By Jake Collins (@MelancholyFolly)
The result of the first fight between Andre Ward will continue to be disputed for a long time. Regrettably, I fear the manner of the outcome of the second fight may well suffer the same treatment. In an interview immediately after there was talks of Ward going up to Heavyweight and the like, but what of Kovalev? Where will the Russian’s career head now?

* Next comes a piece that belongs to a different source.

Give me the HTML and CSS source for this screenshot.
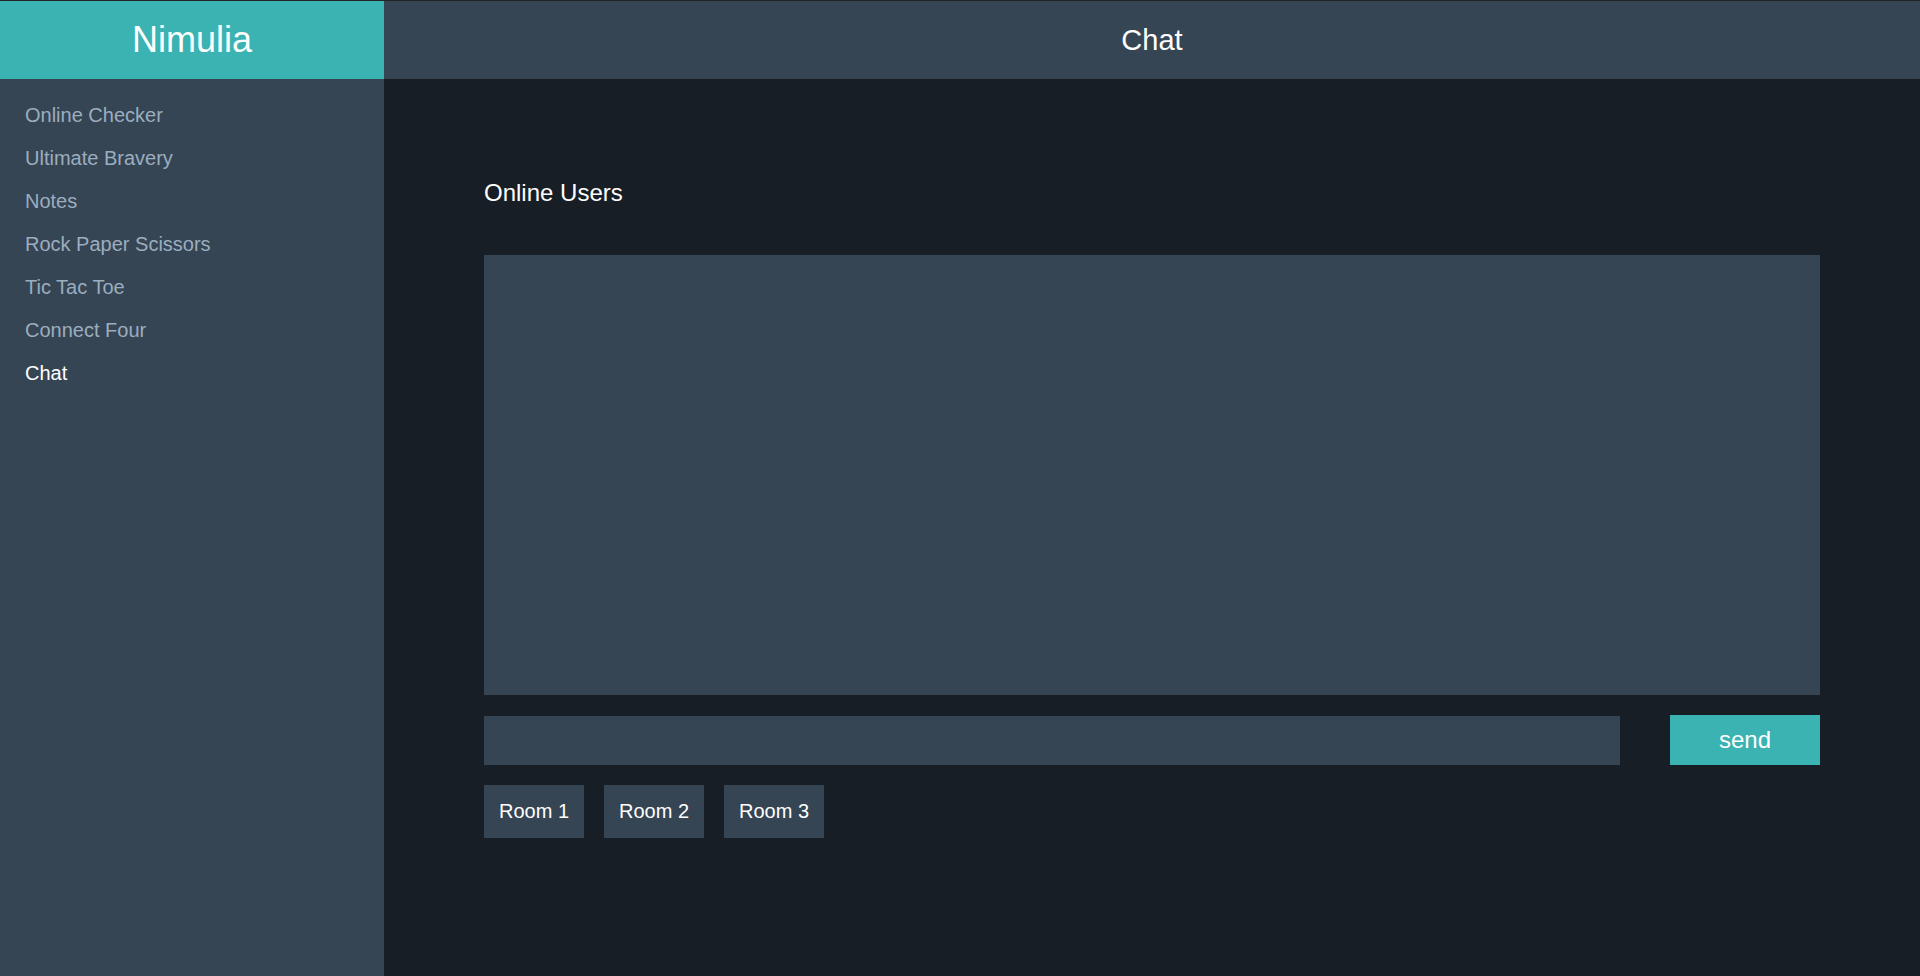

Sergey Kovalev is 34. Up at Light Heavyweight, this isn’t exactly retirement territory yet but it certainly is toward its climax. That means he can’t waste a year with a rest, some rebuilding of confidence and then a reasonably tough fight. He needs to stay relevant in a division full of prodigal talent. Kovalev has said he wants to seek a third match but in all honesty I can’t see Ward going for it. Officially, Ward has bested Kovalev twice and that will be enough for him to consider this chapter closed (as it would for most people, I suspect). Losing to Ward should hardly be seen as a sign of decline or even a big deal, especially given how close the two fights actually were. Even though the second resulted in a stoppage, it was still clear the fighters were at pretty even terms up until the stoppage. Kovalev’s success over both fights came from outside fighting behind his jab; his actual boxing ability shouldn’t ever be e questioned again.
What can we question then? Well, certainly his stamina over 12 rounds. Kovalev looked fine in the later rounds against Hopkins and didn’t appear to be tiring against Pascal but these are fights where he was dictating the pace. Chilemba is quite an awkward customer and Kovalev looked less sturdy there as the fight went along. Now what Ward can do is change his style and approach off the cuff. He’s a very smart boxer and this is why he’s so successful. He is dynamic and adapts as required. As a result of that, you have to spend a lot of time (and crucially, energy) thinking about what Ward is up to – more so than you would with most other boxers. This taxes a fighter, as does Ward’s inside work. One telling difference between the first and second fight was Kovalev’s work on the inside when the two locked up. He did successful work for sure, but hard work comes at a price on the body.
Psychologically, being stopped can have an effect on anyone – even if the stoppage is disagreed with. Confidence can drop slightly and they can become more risk averse, see Wladimir Klitschko. Though in fairness, Kovalev’s chin stood up but his body folded. Even so, this image of the unbreakable ‘krusher’ will be a little tainted now too. The fear factor surrounding him won’t quite be the same for a certain level of fighter. This could well be to their detriment as if he isn’t affected by the two losses then he’s still just as likely to pummel pretty much everyone else in the division.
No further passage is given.